Akong Rinpoché and Samye Ling: Part 2

 

Becoming a Married Lama

 

As mentioned in the biographical background, Akong Rinpoché had never taken full monastic ordination but remained with his novice vows, in the light of Jedrung Rinpoché’s guidance. In the UK, he made the choice of living as a married spiritual teacher, as some lamas did in Tibet. Rinpoché held both Kagyu and Nyingma lineages and such is not at all uncommon in the latter. In 1970, he married Yangchen, a Tibetan refugee who had trained as a nurse in Sweden. She joined him in Samyé Ling and a first child, their daughter Karma Lhamo, was born. The small family lived in an upstairs room of Johnstone House. Realising the limits of this situation, both for Rinpoché and for the community, a kind benefactor, Mrs Emmeline Cohen, a long-time former Gurdjieff student drawn to Akong Rinpoché, bought him a property in the nearby town of Dumfries. This not only served as a family home but had some extra rooms suitable for use as a small bed-and-breakfast, thereby able to provide the family an income.

Throughout his time in Samyé Ling, Akong Rinpoché made it a point of honour that neither he nor his family be financially supported by the Centre and in that matter he was always scrupulous and meticulous. He often taught us never to confound what is personal property and what is communal, even down to a tiny paper clip. Rinpoché fathered two sons, Jigmé and Chögyal, after his daughter and also adopted his nephew Dorjé, who became a naturalised UK citizen. The acquisition of the Dumfries house led to a life pattern of weekdays being spent at Samyé Ling and weekends being spent with the family in Dumfries. I was Rinpoché’s main driver through the 1970s and early 80s, ferrying him back and forth in this rhythm. He had started learning to drive but quite early on, following a high-speed crash, with him at the wheel and myself as his companion, on the way to Cambridge for the official opening of Kham House (Chime Tulku's new centre, later to become Marpa House), he decided that it was not his forte and that he would not persist with learning. The slow, mountain-like, deeply-reflective nature of Rinpoché’s mind did not lend itself to the split-second reactivity needed to drive a car.

The ongoing close acquaintance with regular daily life that Rinpoché now found through family life and home ownership, in all their many dimensions, complemented his earlier, Oxford experience of the workplace and the poorer side of life. It gave rise to a very authentic compassion and a real feel for the problems voiced to him by the primarily lay, Buddhist community in the West. It made him have no desire to be the classical Buddhist lama, only preaching theory as had always been done in monasteries. In his own words:

If I am not dead today or tomorrow, I will not sit on a throne and teach, and have many servants, but I will become the servant of all suffering people.

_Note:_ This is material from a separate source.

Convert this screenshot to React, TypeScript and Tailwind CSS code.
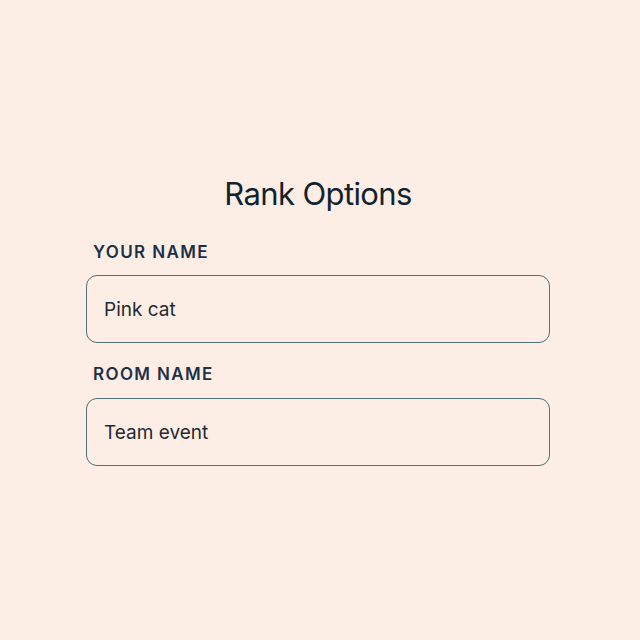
export default function App() {
  return (
    <div
      className="w-[640px] h-[640px] bg-[#fdeee5] flex flex-col items-center"
      style={{ fontFamily: "Inter, 'Noto Sans', sans-serif" }}
    >
      <div className="w-[464px] -ml-[4px] mt-[174px] flex flex-col">
        <h1 className="text-center text-[31px] leading-[40px] tracking-[-0.02em] text-[#10232e] font-normal">
          Rank Options
        </h1>
        <label className="mt-[28px] ml-[7px] text-[17px] leading-[20px] font-semibold tracking-[0.08em] text-[#1c3049]">
          YOUR NAME
        </label>
        <div className="mt-[13px] h-[68px] rounded-[11px] border-[1.5px] border-[#4f7076] flex items-center pl-[17px] pt-[3px] text-[19px] text-[#1e2a33]">
          Pink cat
        </div>
        <label className="mt-[21px] ml-[7px] text-[17px] leading-[20px] font-semibold tracking-[0.08em] text-[#1c3049]">
          ROOM NAME
        </label>
        <div className="mt-[14px] h-[68px] rounded-[11px] border-[1.5px] border-[#4f7076] flex items-center pl-[17px] pt-[3px] text-[19px] text-[#1e2a33]">
          Team event
        </div>
      </div>
    </div>
  );
}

I have always felt an enormous debt of gratitude to Akong Rinpoché’s family. They loved him and he loved them ... yet his dedication to his work and life as a tulku meant he spent such limited time with them. Each time I collected Rinpoché to drive him back to Samye Ling, I told myself how our gain, in having him there in Eskdalemuir, was their loss. Their practice of generosity, in allowing this to happen graciously, has been an enormous gift to the world.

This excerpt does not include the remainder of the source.